Studio album / Live album by John Mayall
- Released: September 1973
- Studio: Sunset Sound, Los Angeles, California
- Genre: Jazz blues
- Length: 82:59
- Label: Polydor
- Producer: Don Nix

John Mayall chronology
| Moving On (1972) | Ten Years Are Gone (1973) | The Latest Edition (1974) |

= Ten Years Are Gone =

Ten Years Are Gone is a double album by John Mayall. Record one (Tracks 1–9) was recorded at Sunset Sound, Los Angeles, and record two (Tracks 10–14) was recorded in concert at the New York Academy of Music.
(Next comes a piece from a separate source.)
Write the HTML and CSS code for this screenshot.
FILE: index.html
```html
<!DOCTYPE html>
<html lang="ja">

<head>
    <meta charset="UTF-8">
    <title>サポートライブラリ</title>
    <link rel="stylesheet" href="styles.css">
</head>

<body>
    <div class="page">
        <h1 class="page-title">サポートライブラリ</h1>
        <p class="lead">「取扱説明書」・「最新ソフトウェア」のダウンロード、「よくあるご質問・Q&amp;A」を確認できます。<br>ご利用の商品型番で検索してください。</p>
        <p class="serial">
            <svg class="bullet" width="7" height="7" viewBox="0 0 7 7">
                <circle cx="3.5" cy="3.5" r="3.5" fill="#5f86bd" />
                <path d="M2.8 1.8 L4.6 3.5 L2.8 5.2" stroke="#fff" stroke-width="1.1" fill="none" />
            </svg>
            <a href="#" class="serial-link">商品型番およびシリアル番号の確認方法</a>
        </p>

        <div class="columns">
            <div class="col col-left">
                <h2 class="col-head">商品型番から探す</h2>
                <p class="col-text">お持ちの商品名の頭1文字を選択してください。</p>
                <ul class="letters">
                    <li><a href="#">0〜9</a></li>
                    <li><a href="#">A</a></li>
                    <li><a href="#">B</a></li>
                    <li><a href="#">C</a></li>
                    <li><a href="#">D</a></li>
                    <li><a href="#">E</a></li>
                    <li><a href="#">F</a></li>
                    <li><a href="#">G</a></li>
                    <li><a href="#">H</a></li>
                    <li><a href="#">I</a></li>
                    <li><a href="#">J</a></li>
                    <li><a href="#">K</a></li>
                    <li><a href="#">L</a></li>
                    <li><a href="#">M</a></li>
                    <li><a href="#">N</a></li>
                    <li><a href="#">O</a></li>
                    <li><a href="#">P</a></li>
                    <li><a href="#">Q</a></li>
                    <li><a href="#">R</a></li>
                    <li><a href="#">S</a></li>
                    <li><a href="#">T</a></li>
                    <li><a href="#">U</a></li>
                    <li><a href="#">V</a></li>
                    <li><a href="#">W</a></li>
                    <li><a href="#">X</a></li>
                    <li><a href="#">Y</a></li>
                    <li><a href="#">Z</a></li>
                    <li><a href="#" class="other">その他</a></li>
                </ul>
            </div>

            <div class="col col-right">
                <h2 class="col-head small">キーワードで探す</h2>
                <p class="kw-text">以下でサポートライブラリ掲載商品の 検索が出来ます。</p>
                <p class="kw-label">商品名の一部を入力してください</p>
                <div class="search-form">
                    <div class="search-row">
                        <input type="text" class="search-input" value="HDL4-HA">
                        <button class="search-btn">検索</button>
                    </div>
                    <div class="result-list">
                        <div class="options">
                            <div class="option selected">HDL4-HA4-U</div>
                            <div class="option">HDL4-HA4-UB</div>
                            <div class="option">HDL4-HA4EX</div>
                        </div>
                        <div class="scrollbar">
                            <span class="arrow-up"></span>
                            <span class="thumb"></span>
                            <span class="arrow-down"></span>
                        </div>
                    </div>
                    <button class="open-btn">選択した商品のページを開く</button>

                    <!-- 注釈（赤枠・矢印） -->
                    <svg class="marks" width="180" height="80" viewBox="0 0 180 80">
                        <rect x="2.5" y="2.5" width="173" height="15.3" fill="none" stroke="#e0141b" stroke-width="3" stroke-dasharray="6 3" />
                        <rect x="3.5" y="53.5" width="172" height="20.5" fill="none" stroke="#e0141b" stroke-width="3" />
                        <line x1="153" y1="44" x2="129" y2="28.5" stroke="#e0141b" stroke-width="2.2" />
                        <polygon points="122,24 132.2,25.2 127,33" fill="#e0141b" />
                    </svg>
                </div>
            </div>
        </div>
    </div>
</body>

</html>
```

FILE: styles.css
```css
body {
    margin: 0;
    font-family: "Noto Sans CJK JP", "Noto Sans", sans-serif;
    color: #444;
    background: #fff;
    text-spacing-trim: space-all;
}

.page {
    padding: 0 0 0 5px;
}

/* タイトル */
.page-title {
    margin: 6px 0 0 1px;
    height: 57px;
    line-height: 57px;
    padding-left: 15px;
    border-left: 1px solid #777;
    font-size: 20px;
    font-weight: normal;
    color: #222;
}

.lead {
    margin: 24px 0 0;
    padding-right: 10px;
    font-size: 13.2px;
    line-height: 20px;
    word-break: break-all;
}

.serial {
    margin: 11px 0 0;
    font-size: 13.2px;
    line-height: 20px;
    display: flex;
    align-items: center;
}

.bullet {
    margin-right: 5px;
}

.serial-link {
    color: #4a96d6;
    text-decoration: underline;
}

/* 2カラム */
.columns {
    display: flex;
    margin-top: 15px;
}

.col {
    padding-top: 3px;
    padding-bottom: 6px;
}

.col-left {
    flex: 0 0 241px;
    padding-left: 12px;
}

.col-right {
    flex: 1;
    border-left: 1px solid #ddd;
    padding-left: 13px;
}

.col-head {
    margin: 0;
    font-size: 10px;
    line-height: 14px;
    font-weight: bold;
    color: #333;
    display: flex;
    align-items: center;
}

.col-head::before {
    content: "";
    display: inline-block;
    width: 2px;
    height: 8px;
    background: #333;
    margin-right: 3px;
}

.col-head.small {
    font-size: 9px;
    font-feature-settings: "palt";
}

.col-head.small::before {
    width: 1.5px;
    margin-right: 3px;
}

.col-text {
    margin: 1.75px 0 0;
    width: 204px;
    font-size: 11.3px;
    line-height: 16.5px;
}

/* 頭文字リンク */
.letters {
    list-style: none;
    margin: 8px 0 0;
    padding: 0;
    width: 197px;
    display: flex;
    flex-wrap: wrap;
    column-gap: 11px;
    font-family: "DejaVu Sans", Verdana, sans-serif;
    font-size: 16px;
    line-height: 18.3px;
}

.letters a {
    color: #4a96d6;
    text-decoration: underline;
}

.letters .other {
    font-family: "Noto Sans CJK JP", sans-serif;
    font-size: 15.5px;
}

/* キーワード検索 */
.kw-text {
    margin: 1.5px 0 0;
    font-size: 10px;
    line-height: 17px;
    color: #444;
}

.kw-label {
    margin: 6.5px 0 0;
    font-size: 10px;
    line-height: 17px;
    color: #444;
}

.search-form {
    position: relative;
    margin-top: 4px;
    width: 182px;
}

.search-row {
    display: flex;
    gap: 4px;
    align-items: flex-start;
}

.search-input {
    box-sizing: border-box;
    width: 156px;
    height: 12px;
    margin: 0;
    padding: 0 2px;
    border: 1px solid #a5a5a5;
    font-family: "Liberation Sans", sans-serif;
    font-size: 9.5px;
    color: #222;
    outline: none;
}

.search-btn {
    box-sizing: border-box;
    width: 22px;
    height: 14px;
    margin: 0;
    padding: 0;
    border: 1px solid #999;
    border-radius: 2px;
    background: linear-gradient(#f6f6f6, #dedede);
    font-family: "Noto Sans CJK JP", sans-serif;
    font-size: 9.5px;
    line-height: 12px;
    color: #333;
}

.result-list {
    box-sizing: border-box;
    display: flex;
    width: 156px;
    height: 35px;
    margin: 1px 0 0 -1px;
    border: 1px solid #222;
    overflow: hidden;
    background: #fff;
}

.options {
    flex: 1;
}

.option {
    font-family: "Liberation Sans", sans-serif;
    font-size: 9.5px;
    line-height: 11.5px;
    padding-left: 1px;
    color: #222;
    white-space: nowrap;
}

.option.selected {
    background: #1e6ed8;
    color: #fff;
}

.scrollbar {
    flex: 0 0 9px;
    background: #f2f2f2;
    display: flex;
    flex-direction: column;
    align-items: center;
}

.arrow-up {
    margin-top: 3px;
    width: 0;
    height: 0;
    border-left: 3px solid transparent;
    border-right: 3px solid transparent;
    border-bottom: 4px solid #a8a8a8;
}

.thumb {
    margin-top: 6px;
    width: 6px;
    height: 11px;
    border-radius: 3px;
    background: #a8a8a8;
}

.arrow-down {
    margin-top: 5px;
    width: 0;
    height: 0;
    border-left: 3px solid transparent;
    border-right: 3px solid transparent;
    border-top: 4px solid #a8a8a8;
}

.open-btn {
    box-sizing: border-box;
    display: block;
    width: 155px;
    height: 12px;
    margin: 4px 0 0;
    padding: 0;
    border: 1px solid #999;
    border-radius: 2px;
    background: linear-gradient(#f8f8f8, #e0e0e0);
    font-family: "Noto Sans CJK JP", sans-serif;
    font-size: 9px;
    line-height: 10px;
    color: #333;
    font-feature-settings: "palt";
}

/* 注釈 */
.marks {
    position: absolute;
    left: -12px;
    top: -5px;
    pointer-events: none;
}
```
The album was released in 1973. Like its predecessors Jazz Blues Fusion and Moving On, it features Freddy Robinson on guitar and Blue Mitchell on trumpet.

Professional ratings
Review scores
| Source | Rating |
| Allmusic | Star |

==Track listing==
All tracks composed by John Mayall; except where indicated

1. "Ten Years Are Gone" – 4:46
2. "Driving Till The Break of Day" – 5:03
3. "Drifting" – 4.34
4. "Better Pass You By" – 5:12
5. "California Campground" – 3:12
6. "Undecided" (Freddy Robinson) – 2:51
7. "Good Looking Stranger" – 4:23
8. "I Still Care" – 4:17
9. "Don't Hang Me Up" – 4:11
10. "Introduction" – 2:05
11. "Sitting Here Thinking" – 7:58
12. "Harmonica Free Form" – 11:36
13. "Burning Sun" – 5:10
14. "Dark of the Night" – 17:41

== Personnel ==
- John Mayall – piano, guitar, harmonica, vocals (on all tracks except 6)
- Freddy Robinson – guitar (on all tracks), vocal (track 6 only)
- Victor Gaskin – bass
- Keef Hartley – drums
- Sugarcane Harris – violin (studio album only)
- Blue Mitchell – trumpet, flugelhorn
- Red Holloway – alto & tenor saxophone, flute (studio album only)
- Fred Clark – saxophones (live album only)
- Technical
- Wayne Dailey – engineer
- Leandro Correa, Andy Kent – photography

Live album recorded in late 1972.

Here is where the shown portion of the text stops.